Una queja muy habitual de la generación inmediata posterior a la mía es que el manual que les habían enseñado durante toda su vida no les vale para nada. Es esa generación que sale de la universidad en medio de un marasmo económico que, la verdad, se los lleva por delante.

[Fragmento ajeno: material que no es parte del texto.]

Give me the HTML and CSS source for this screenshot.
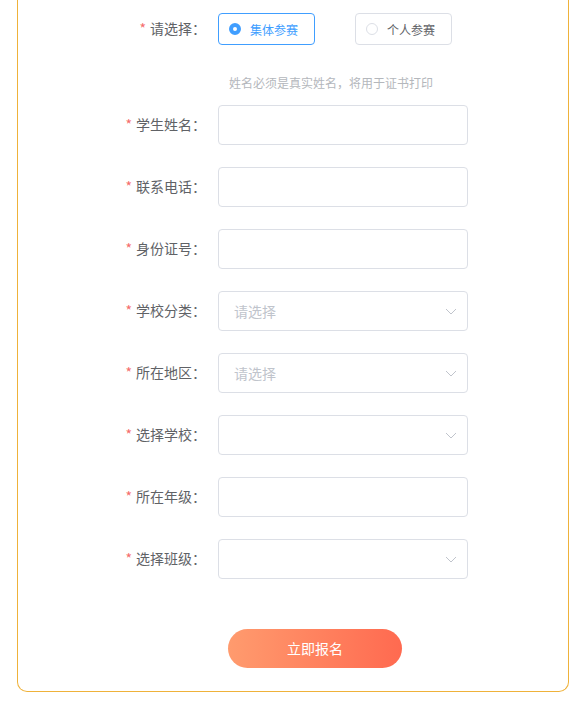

Sus padres y hermanos mayores les habían contado que tenían que estudiar, que aprender idiomas, que hacer un Erasmus, que acumular puntos para un curriculum futuro. Y que eso, seguro, les proporcionaba un futuro plácido, en consonancia con un presente bien acolchadito y confortable en el que tenían que esforzarse, pero no mucho. Tenían que tener libertad, pero con el sostén económico de casa. Les dijeron que eran buenos chicos y la generación más preparada de nuestra historia (que manía de confundir formación con preparación...). El futuro es vuestro... pero no lo era. Nuestros padres tuvieron mejor vida que nuestros abuelos y nosotros por descontado mejor que la de nuestros padres. ¿Ese era el trato, no? Más bien truco. Y claro, se sienten estafados. Miran y remiran dentro del manual, obedientes, y no hallan respuesta a sus inquietudes. "Oye, no nos dijeron que esto entraba, ¿no? ¡Qué injusto!".

Pero ¿saben qué? No hay un manual de instrucciones. La vida no viene con el librito que traen las teles para que la pongas a funcionar y conectes el canal que quieras. No. Ni cabe en una lista de "cosas que tienes que hacer si quieres triunfar en la vida" o "las cinco cosas que tienes que pensar si buscas la felicidad". Que va. Cada uno debe hacer su camino, sea el que elija, y esforzarse para llegar. La experiencia se puede compartir pero no es traspasable. No hay nada mejor que la experiencia propia: el dolor es más nítido cuando eres tú mismo el que te pegas (con perdón) una buena hostia. Las soluciones, esas, te las buscas tú.

Vamos, que si te quitan el queso tienes que... lo dejo, que voy a caer en la tentación de hacer de esto una columna de autoayuda. Me niego, que les tengo aprecio.